1. Is our new boss legit, bat $!*t crazy? 2. Does he hate people from Arkansas? 3. How could that possibly be training?

As we coughed and sputtered and began to compose ourselves, Pete giggled at the pathetic sight of his fresh crop of new guides in training. Then, with a serious tone, he said, “Don’t ever forget what that felt like.”

What Pete knew then and would take me some time to learn is, The Kennebec River would not always feel like a place of darkness where dead people go, but in time would soon be a joy filled playground where we would regularly and voluntarily swim these same rapids for the pure enjoyment.

For the guide, remembering that feeling cautions us when working with guests who might be nervous or those rowdy ones who only think they want to flip the boat in the biggest rapids. Having that memory allows us to be a non-anxious presence when things don’t go to plan or fear is striking the heart of a crew member.

In life, it is the tough and sometimes painful experiences that help us become who and what we are. With time and with perspective, some of the worst experiences can become tales we tell others with humour around the campfire, or become opportunities to help guide others through similar experiences we now no longer fear in the same way.

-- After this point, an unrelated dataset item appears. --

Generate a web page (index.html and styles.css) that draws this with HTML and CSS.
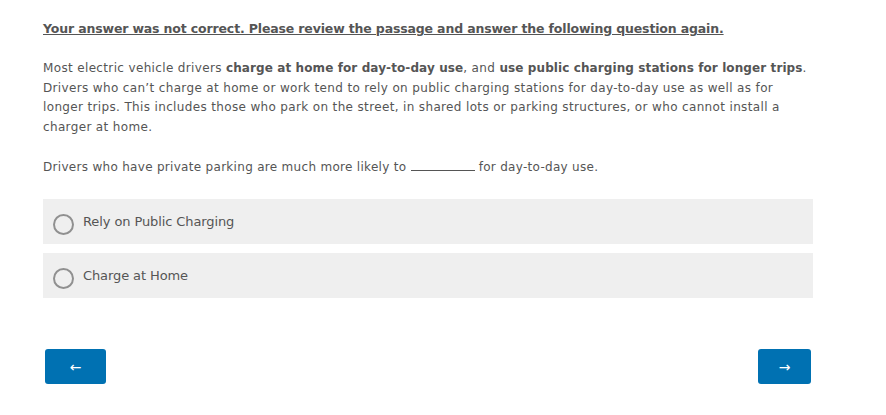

There has never been a time in our generation that has been crazier than now. Mental and physical health, job loss, financial security, those around you might need an experienced “guide” that has walked through some of these things in the past, and through snot and tears said “I didn’t die, I didn’t die. You might be the help they are looking for.

* The details of this story, as with all Whitewater Wednesday stories, may not be factually accurate – it’s just how I remember it. No guides were… physically harmed in the events of this tale.